7: Statically Indeterminate Beams and Plane Frames

7.8: Example - Frame Example 3

Determine all of the reactions for the following frame:

Figure 7.8-1: Frame Example 3

This problem will illustrate the use of internal bending moments as redundants.

Note that rather than having a fixed ratio of the $EI$ of the beam to that of the columns, we used symbol $c$ to denote that ratio. Our solution will be a bit more general that way, and it will allow us to explore the effects of changing that ratio on structural responses such as reaction forces or bending moments.

1: Statical determinacy

The frame is 1 degree statically indeterminate.

2: Identify redundants

Figure 7.8-2: Free body of real structure.

Choose the bending moment in the beam at the centre (point e) as the redundant.

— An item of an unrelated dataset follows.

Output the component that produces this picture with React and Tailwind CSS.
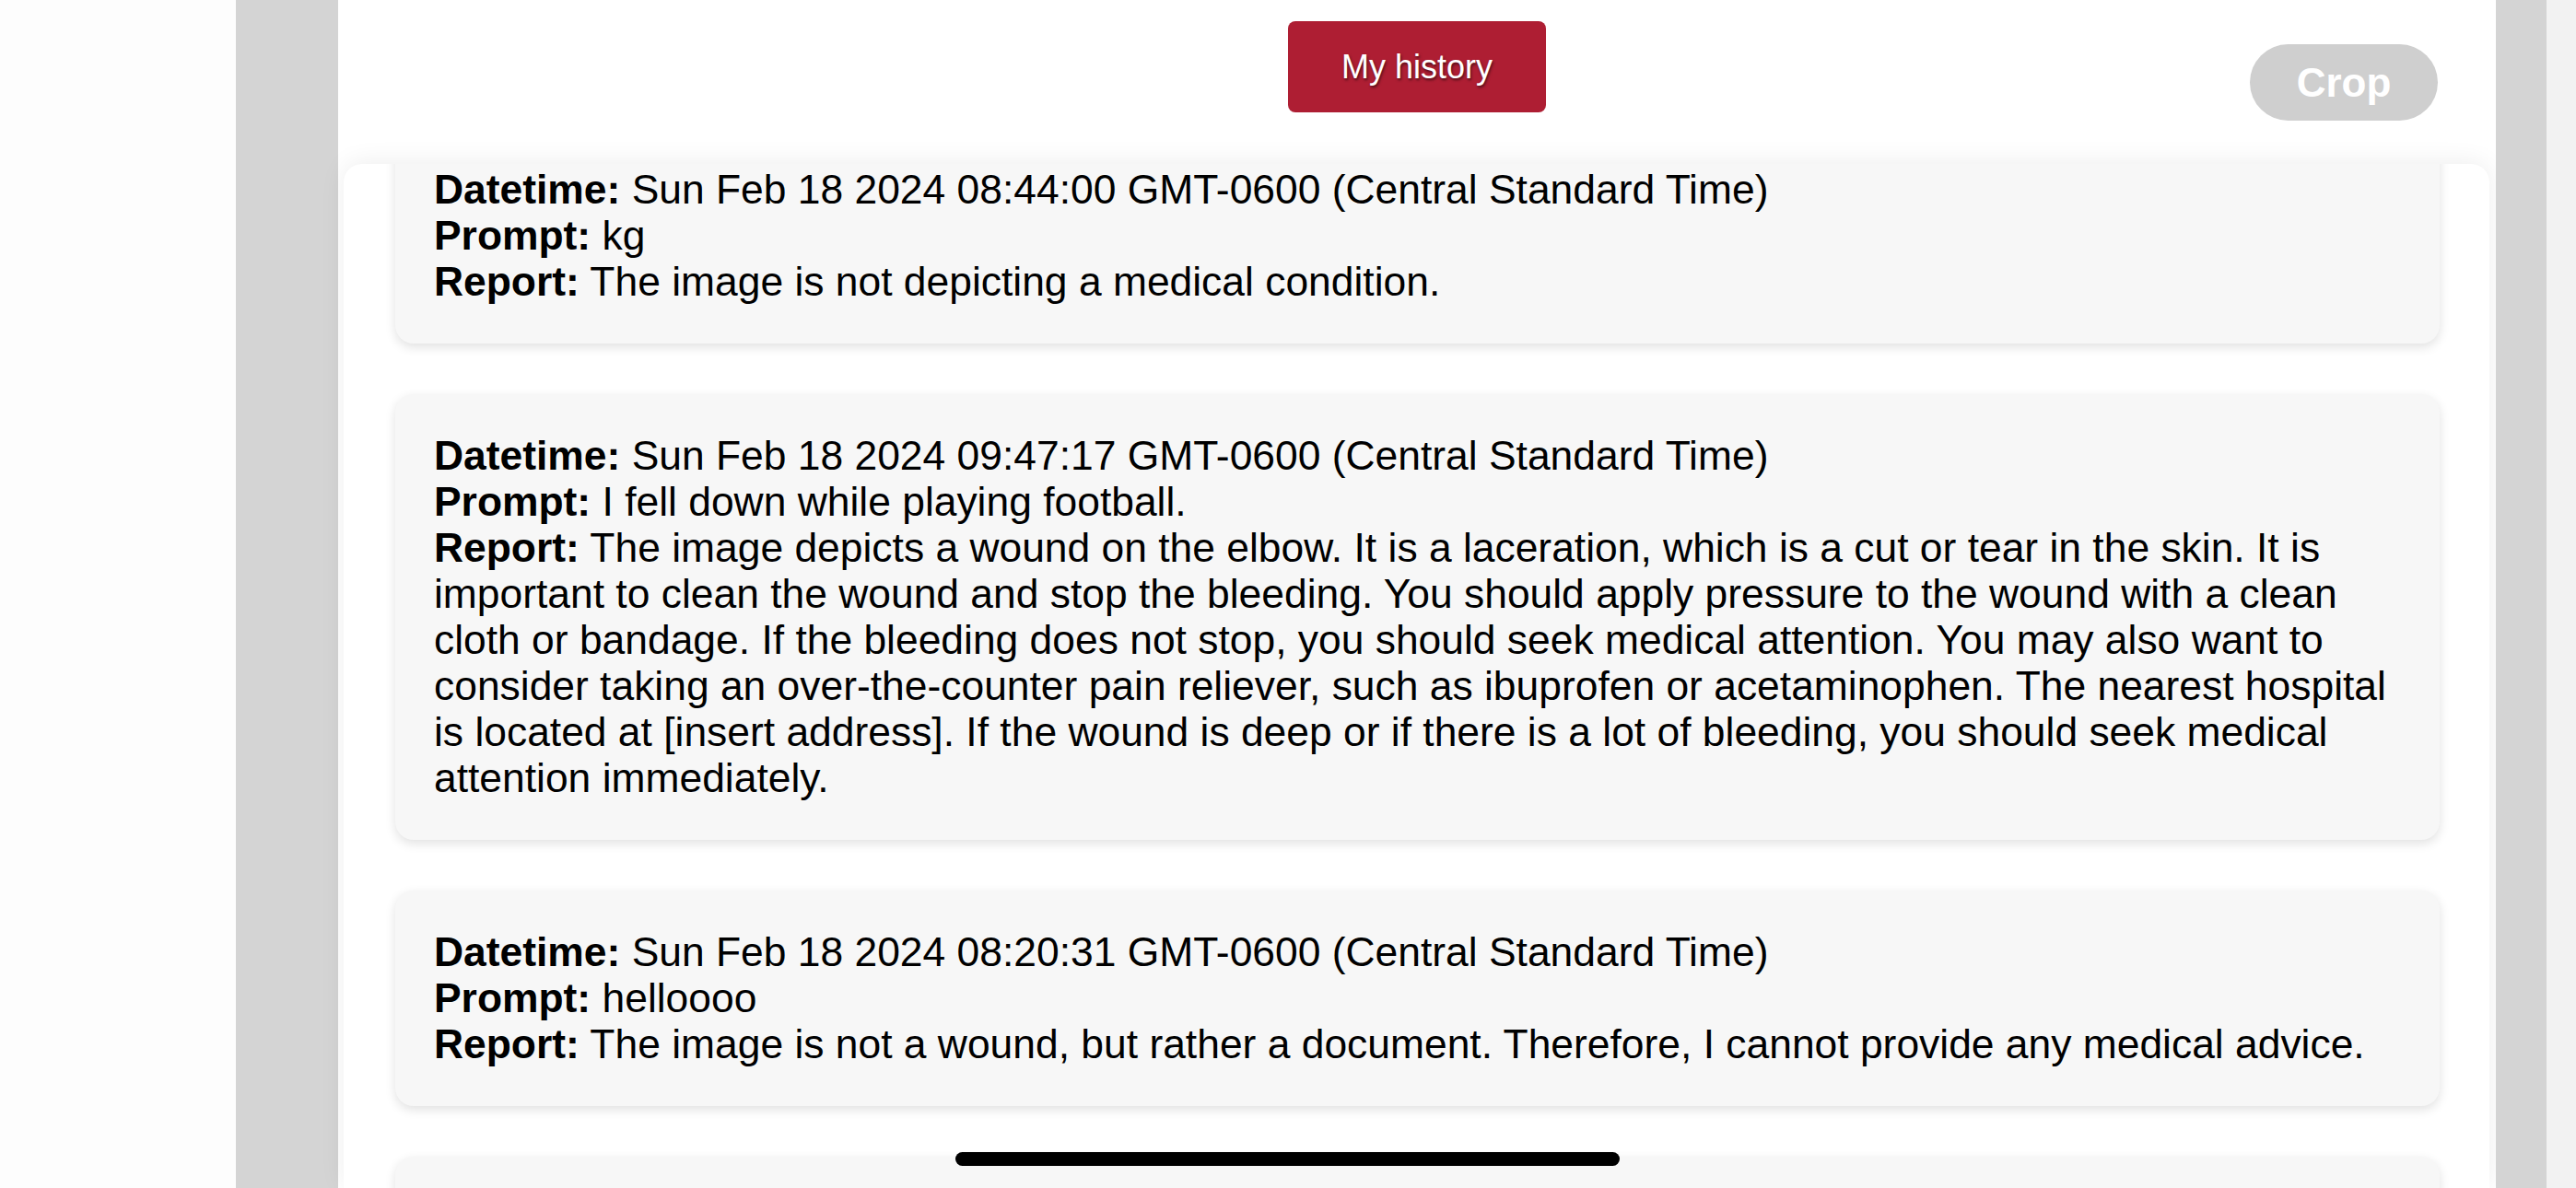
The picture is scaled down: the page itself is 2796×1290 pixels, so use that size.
import React from "react";

const entries = [
  {
    datetime: "Sun Feb 18 2024 08:44:00 GMT-0600 (Central Standard Time)",
    prompt: "kg",
    report: "The image is not depicting a medical condition.",
  },
  {
    datetime: "Sun Feb 18 2024 09:47:17 GMT-0600 (Central Standard Time)",
    prompt: "I fell down while playing football.",
    report:
      "The image depicts a wound on the elbow. It is a laceration, which is a cut or tear in the skin. It is important to clean the wound and stop the bleeding. You should apply pressure to the wound with a clean cloth or bandage. If the bleeding does not stop, you should seek medical attention. You may also want to consider taking an over-the-counter pain reliever, such as ibuprofen or acetaminophen. The nearest hospital is located at [insert address]. If the wound is deep or if there is a lot of bleeding, you should seek medical attention immediately.",
  },
  {
    datetime: "Sun Feb 18 2024 08:20:31 GMT-0600 (Central Standard Time)",
    prompt: "helloooo",
    report:
      "The image is not a wound, but rather a document. Therefore, I cannot provide any medical advice.",
  },
];

function Card({ e }) {
  return (
    <div className="shrink-0 rounded-[20px] bg-[#f7f7f7] p-[42px] text-[44.4px] leading-[50px] text-black shadow-[0_4px_12px_rgba(0,0,0,0.12)]">
      <div>
        <b>Datetime:</b> {e.datetime}
      </div>
      <div>
        <b>Prompt:</b> {e.prompt}
      </div>
      <div>
        <b>Report:</b> {e.report}
      </div>
    </div>
  );
}

export default function App() {
  return (
    <div
      className="relative flex h-[1290px] w-[2796px] overflow-hidden bg-white"
      style={{ fontFamily: '"Liberation Sans", Arial, Helvetica, sans-serif' }}
    >
      <div className="w-[256px] shrink-0 bg-[#fdfdfd]" />
      <div className="w-[111px] shrink-0 bg-[#d4d4d4]" />
      <main className="flex w-[2342px] shrink-0 flex-col bg-white">
        <header className="grid h-[178px] shrink-0 grid-cols-[1fr_auto_1fr]">
          <div />
          <div className="pt-[23px]">
            <button className="flex h-[99px] w-[280px] items-center justify-center rounded-[8px] bg-[#ae1e33] text-[36px] text-white [text-shadow:1px_2px_3px_rgba(0,0,0,0.55)]">
              My history
            </button>
          </div>
          <div className="flex items-start justify-end pr-[63px] pt-[48px]">
            <button className="flex h-[83px] w-[204px] items-center justify-center rounded-full bg-[#cfcfcf] text-[44px] font-bold text-white">
              Crop
            </button>
          </div>
        </header>
        <section className="ml-[6px] mr-[7px] flex-1 overflow-hidden rounded-t-[20px] bg-white pl-[56px] pr-[54px] shadow-[0_-2px_28px_rgba(0,0,0,0.07)]">
          <div className="-mt-[39px] flex flex-col gap-[55px]">
            {entries.map((e, i) => (
              <Card key={i} e={e} />
            ))}
            <div className="h-[234px] shrink-0 rounded-[20px] bg-[#f7f7f7] shadow-[0_4px_12px_rgba(0,0,0,0.12)]" />
          </div>
        </section>
      </main>
      <div className="w-[55px] shrink-0 bg-[#d4d4d4]" />
      <div className="w-[32px] shrink-0 bg-[#f2f2f2]" />
      <div className="absolute left-[1037px] top-[1251px] h-[15px] w-[721px] rounded-full bg-black" />
    </div>
  );
}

This has the advantage of retaining symmetery of the frame, and we may be able to use that to slightly reduce the work involved. Choosing any of the reaction forces as redundants would destroy that symmetry.

3: Analyze the primary structure

Figure 7.8-3: Determinate structure with real loads

The release of the moments at point e results in a rotational discontinuity that is not in the real structure.

Figure 7.8-4: Bending moments in the determinate structure.

4: Apply unit values of the redundants

Figure 7.8-5: Determinate structure with unit redundants

Figure 7.8-6: Bending moments resulting from the unit redundant

5: Compute Displacements in the primary structure

6: Compute flexibilty coefficients

7: Write compatibility equation

In the real structure, the realtive rotation between the beam portions on each side of point e is zero (the beam is continuous through point e, and thus there is no rotational difference of the tangents).

\[\begin{split} 0 &= \theta_{10} + M_e f_{11}\\ &= -\left(\frac{c+1}{3 c}\right)\frac{w L^3}{E I_0} + M_e \left(\frac{2c+6}{3c}\right)\frac{L}{E I_0} \end{split}\]

8: Solve for the redundant

Solving the above for the redundant moment $M_e$, we get:

\[M_e = \left(\frac{c+1}{2c+6}\right)w L^2\]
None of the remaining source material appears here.